*Direction*.
Could you transcribe the material below exactly, without leaving out a single line?

*Data excerpt*.
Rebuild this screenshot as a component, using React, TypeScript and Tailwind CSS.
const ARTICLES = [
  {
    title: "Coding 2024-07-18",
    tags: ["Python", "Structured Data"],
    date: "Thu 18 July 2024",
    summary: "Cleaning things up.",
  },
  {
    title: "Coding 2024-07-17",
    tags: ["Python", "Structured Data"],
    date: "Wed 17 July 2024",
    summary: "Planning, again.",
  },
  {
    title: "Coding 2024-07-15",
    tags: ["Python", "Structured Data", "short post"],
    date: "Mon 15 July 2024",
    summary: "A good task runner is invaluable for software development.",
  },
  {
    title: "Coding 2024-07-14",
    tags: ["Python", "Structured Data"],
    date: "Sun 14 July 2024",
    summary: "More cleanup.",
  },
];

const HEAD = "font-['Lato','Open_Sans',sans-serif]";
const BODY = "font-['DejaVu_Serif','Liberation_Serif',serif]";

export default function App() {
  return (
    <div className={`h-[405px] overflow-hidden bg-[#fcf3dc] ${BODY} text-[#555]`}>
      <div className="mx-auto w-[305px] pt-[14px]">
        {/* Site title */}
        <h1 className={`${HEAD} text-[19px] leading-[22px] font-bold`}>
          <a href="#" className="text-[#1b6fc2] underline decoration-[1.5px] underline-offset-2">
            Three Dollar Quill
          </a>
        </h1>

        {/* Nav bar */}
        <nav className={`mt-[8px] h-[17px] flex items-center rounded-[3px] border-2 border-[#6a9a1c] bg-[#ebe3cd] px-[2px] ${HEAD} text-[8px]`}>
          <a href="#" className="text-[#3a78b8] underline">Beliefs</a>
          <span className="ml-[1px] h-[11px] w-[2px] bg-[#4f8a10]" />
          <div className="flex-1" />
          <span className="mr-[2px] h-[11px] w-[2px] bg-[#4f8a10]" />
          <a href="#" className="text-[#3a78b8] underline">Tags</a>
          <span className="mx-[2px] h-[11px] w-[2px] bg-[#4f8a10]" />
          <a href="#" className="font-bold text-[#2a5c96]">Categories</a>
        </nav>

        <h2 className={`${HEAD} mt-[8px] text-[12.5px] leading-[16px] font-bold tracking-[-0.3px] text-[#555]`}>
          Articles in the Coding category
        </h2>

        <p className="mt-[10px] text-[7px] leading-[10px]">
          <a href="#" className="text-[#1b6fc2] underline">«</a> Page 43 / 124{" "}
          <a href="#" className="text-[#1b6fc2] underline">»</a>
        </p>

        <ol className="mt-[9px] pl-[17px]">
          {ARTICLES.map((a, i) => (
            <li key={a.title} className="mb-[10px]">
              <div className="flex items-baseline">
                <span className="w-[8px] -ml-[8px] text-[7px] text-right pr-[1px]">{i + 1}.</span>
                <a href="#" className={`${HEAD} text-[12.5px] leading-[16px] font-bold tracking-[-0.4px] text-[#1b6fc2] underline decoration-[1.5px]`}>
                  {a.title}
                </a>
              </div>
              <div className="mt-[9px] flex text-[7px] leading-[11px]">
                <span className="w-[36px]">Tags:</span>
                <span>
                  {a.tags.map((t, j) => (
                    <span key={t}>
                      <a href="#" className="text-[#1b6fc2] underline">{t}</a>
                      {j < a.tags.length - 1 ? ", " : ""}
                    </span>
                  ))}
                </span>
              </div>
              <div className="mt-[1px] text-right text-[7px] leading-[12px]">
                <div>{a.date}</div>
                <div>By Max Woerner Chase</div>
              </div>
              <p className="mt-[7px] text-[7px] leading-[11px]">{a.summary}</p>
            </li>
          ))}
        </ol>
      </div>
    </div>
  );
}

*Solution*.
Rebuild this screenshot as a component, using React, TypeScript and Tailwind CSS.
const ARTICLES = [
  {
    title: "Coding 2024-07-18",
    tags: ["Python", "Structured Data"],
    date: "Thu 18 July 2024",
    summary: "Cleaning things up.",
  },
  {
    title: "Coding 2024-07-17",
    tags: ["Python", "Structured Data"],
    date: "Wed 17 July 2024",
    summary: "Planning, again.",
  },
  {
    title: "Coding 2024-07-15",
    tags: ["Python", "Structured Data", "short post"],
    date: "Mon 15 July 2024",
    summary: "A good task runner is invaluable for software development.",
  },
  {
    title: "Coding 2024-07-14",
    tags: ["Python", "Structured Data"],
    date: "Sun 14 July 2024",
    summary: "More cleanup.",
  },
];

const HEAD = "font-['Lato','Open_Sans',sans-serif]";
const BODY = "font-['DejaVu_Serif','Liberation_Serif',serif]";

export default function App() {
  return (
    <div className={`h-[405px] overflow-hidden bg-[#fcf3dc] ${BODY} text-[#555]`}>
      <div className="mx-auto w-[305px] pt-[14px]">
        {/* Site title */}
        <h1 className={`${HEAD} text-[19px] leading-[22px] font-bold`}>
          <a href="#" className="text-[#1b6fc2] underline decoration-[1.5px] underline-offset-2">
            Three Dollar Quill
          </a>
        </h1>

        {/* Nav bar */}
        <nav className={`mt-[8px] h-[17px] flex items-center rounded-[3px] border-2 border-[#6a9a1c] bg-[#ebe3cd] px-[2px] ${HEAD} text-[8px]`}>
          <a href="#" className="text-[#3a78b8] underline">Beliefs</a>
          <span className="ml-[1px] h-[11px] w-[2px] bg-[#4f8a10]" />
          <div className="flex-1" />
          <span className="mr-[2px] h-[11px] w-[2px] bg-[#4f8a10]" />
          <a href="#" className="text-[#3a78b8] underline">Tags</a>
          <span className="mx-[2px] h-[11px] w-[2px] bg-[#4f8a10]" />
          <a href="#" className="font-bold text-[#2a5c96]">Categories</a>
        </nav>

        <h2 className={`${HEAD} mt-[8px] text-[12.5px] leading-[16px] font-bold tracking-[-0.3px] text-[#555]`}>
          Articles in the Coding category
        </h2>

        <p className="mt-[10px] text-[7px] leading-[10px]">
          <a href="#" className="text-[#1b6fc2] underline">«</a> Page 43 / 124{" "}
          <a href="#" className="text-[#1b6fc2] underline">»</a>
        </p>

        <ol className="mt-[9px] pl-[17px]">
          {ARTICLES.map((a, i) => (
            <li key={a.title} className="mb-[10px]">
              <div className="flex items-baseline">
                <span className="w-[8px] -ml-[8px] text-[7px] text-right pr-[1px]">{i + 1}.</span>
                <a href="#" className={`${HEAD} text-[12.5px] leading-[16px] font-bold tracking-[-0.4px] text-[#1b6fc2] underline decoration-[1.5px]`}>
                  {a.title}
                </a>
              </div>
              <div className="mt-[9px] flex text-[7px] leading-[11px]">
                <span className="w-[36px]">Tags:</span>
                <span>
                  {a.tags.map((t, j) => (
                    <span key={t}>
                      <a href="#" className="text-[#1b6fc2] underline">{t}</a>
                      {j < a.tags.length - 1 ? ", " : ""}
                    </span>
                  ))}
                </span>
              </div>
              <div className="mt-[1px] text-right text-[7px] leading-[12px]">
                <div>{a.date}</div>
                <div>By Max Woerner Chase</div>
              </div>
              <p className="mt-[7px] text-[7px] leading-[11px]">{a.summary}</p>
            </li>
          ))}
        </ol>
      </div>
    </div>
  );
}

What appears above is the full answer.